EDITORIAL: The secretary, Ministry of Industries and Production, while testifying before the relevant Senate Standing Committee stated that he was oblivious of any withdrawal of administrative restrictions on imports to facilitate the industrial sector – a decision noted in the 23 June 2023 circular issued by the State Bank of Pakistan (SBP) stating that in view of the representations received from various stakeholders, it was decided to withdraw all restrictions on imports with immediate effect — a withdrawal that was later revealed to be an International Monetary Fund (IMF) prior condition for the staff-level agreement reached on 29 June 2023 on the 3 billion dollars Stand-By Arrangement.
This withdrawal is unlikely to be implementable in the very short term, defined as less than three months, or even in the short term, defined as less than nine months or the duration of the SBA.
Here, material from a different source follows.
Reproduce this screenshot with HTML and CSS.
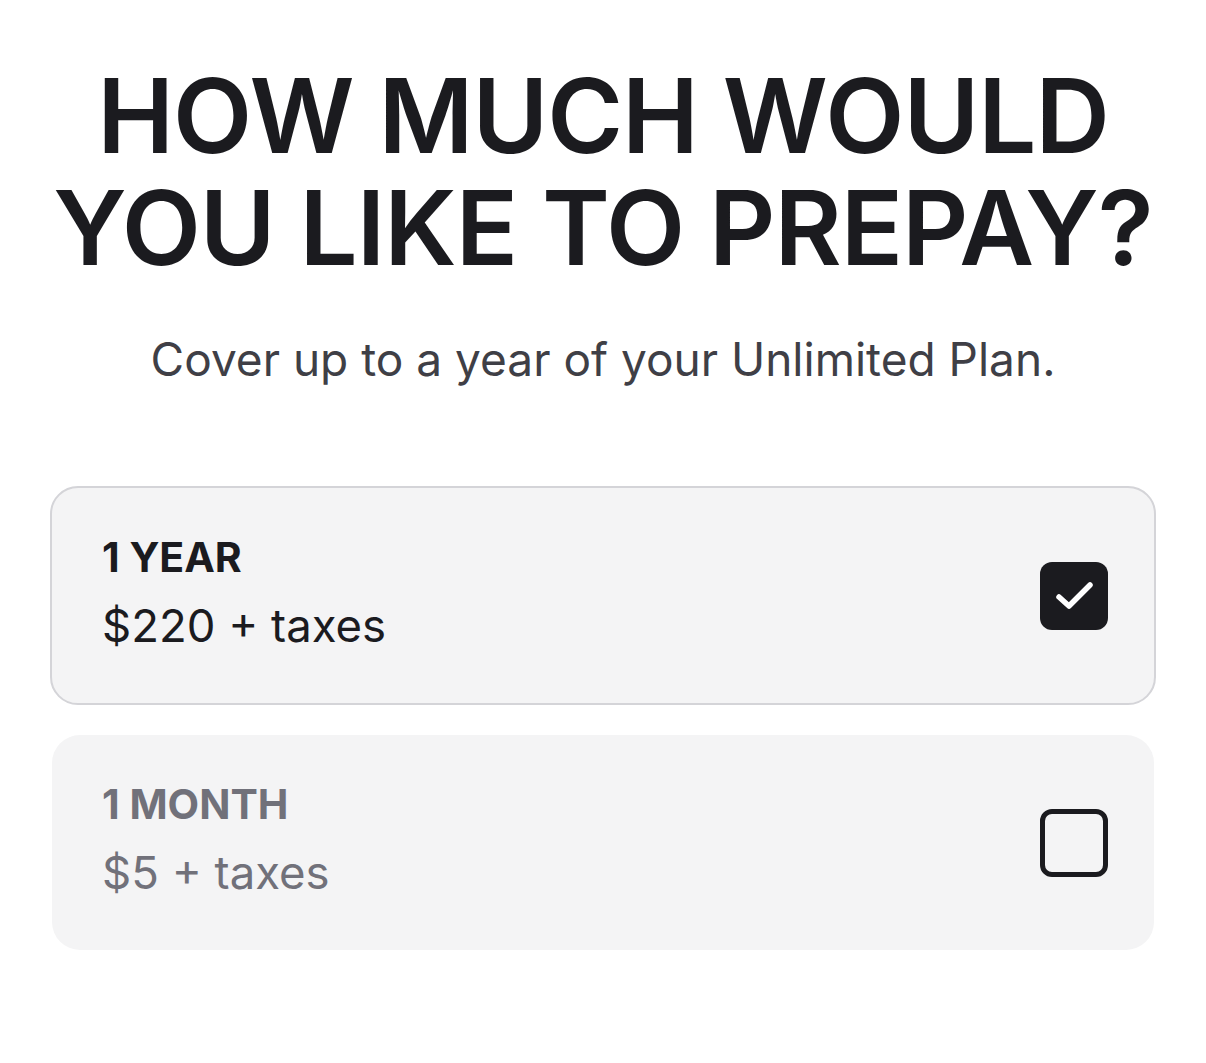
FILE: index.html
```html
<!DOCTYPE html>
<html lang="en">
<head>
    <meta charset="UTF-8">
    <meta name="viewport" content="width=device-width, initial-scale=1.0">
    <title>Prepay</title>
    <link rel="stylesheet" href="styles.css">
</head>
<body>

<div class="container">
    <h1>How much would<br>you like to prepay?</h1>
    <p class="subtitle">Cover up to a year of your Unlimited Plan.</p>

    <div class="options">
        <div class="option selected">
            <div class="option-text">
                <span class="option-title">1 Year</span>
                <span class="option-price">$220 + taxes</span>
            </div>
            <span class="checkbox checked">
                <svg viewBox="0 0 68 68" width="68" height="68">
                    <path d="M19 35 L29 44 L50 23" fill="none" stroke="#fff" stroke-width="5.5" stroke-linecap="round" stroke-linejoin="round"/>
                </svg>
            </span>
        </div>
        <div class="option">
            <div class="option-text">
                <span class="option-title">1 Month</span>
                <span class="option-price">$5 + taxes</span>
            </div>
            <span class="checkbox"></span>
        </div>
    </div>
</div>

</body>
</html>
```

FILE: styles.css
```css
body {
    margin: 0;
    font-family: Inter, "Noto Sans", sans-serif;
    background-color: #fff;
    color: #1b1b1f;
}
.container {
    padding: 60px 50px 0;
}
h1 {
    margin: 0;
    text-align: center;
    text-transform: uppercase;
    font-size: 103px;
    line-height: 112px;
    font-weight: 600;
    letter-spacing: -1px;
}
.subtitle {
    margin: 47px 0 0;
    text-align: center;
    font-size: 46px;
    color: #3f3f46;
}
.options {
    margin-top: 99px;
    display: flex;
    flex-direction: column;
    gap: 30px;
}
.option {
    display: flex;
    align-items: center;
    justify-content: space-between;
    height: 215px;
    padding: 0 46px 0 50px;
    margin: 0 2px;
    background-color: #f4f4f5;
    border-radius: 28px;
    box-sizing: border-box;
    color: #71717a;
}
.option.selected {
    margin: 0;
    height: 219px;
    border: 2px solid #d4d4d8;
    color: #1b1b1f;
}
.option-text {
    display: flex;
    flex-direction: column;
    gap: 16px;
    margin-top: -6px;
}
.option-title {
    font-size: 41px;
    font-weight: 700;
    text-transform: uppercase;
}
.option-price {
    font-size: 45.5px;
}
.checkbox {
    width: 68px;
    height: 68px;
    box-sizing: border-box;
    border: 5px solid #1b1b1f;
    border-radius: 12px;
}
.checkbox.checked {
    border: none;
    background-color: #1b1b1f;
}
.checkbox svg {
    display: block;
}
```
The reason: reserves must be enough to cover at least three months of imports plus repayment of principal as and when due and interest on external loans (until and unless rescheduling has been agreed with debtors).
While the government’s rationale to limit imports to essentials was to conserve the dwindling foreign exchange reserves which plummeted to 2.9 billion dollars on 3 February 2023 that represents less than a couple of weeks of imports, given the rise in the international price of critical imports, including petroleum and products and cooking oil, yet, from the Fund perspective, two economically sound arguments were no doubt put forth: (i) the government had already pledged in the seventh/eighth review dated August 2022 that it would end these administrative measures by 30 June 2023, the scheduled end of the Extended Fund Facility programme with the Fund arguing at the time that “greater reliance must be placed on exchange rate flexibility as a means to address the balance of payment pressures;” and (ii) ending these measures would automatically lead to the abandonment of the disastrous policy to control the external value of the rupee which generated three rates — an interbank rate that was controlled, an open market rate that limited the amount of dollars that could be purchased and a grey market rate at which dollars were available.
The widening differential between the interbank and the grey market led to not only a resurgence of the hundi/hawala mechanism, thereby leading to a 4 billion dollar decline in official remittance inflows in 2022-23 but also accounted for a dearth of dollars in the market that would allow for unimpeded import inflows.
There is no doubt that the staff-level agreement on the SBA led to 2 billion dollar deposits from Saudi Arabia with pledged deposits from the other two friendly countries, notably China and the United Arab Emirates to follow.
It is, however, not yet clear what are the terms of the deposits and whether a possible rollover will be linked to yet another IMF programme. In addition, pledges by other multilaterals and bilaterals will now be disbursed and the 1.3 trillion rupees budgeted borrowing from the foreign commercial banks would be on better terms with respect to the amortization period and the rate of interest.
Although all these inflows will raise the level of foreign exchange reserves, yet, we would add a word of caution to the incumbent government, the caretakers that are to follow and the next elected government if elections are held before the end of the SBA: the strengthening of the reserves is on the basis of external borrowings, which are increasingly attached to politically extremely challenging conditions that reflect the erosion of patience by multilaterals and friendly countries over the sustained failure of past and current administrations to implement structural reforms that may end the rising reliance on foreign borrowing.
And to add to this dismal picture is the erosion of forbearance of the general public as donor supported reforms focus on raising tariffs, or passing on the buck onto the hapless consumers, rather than to implement reforms that envisage a long-term solution to inefficiencies of various sectors, most notably the power, fuel and state owned enterprises.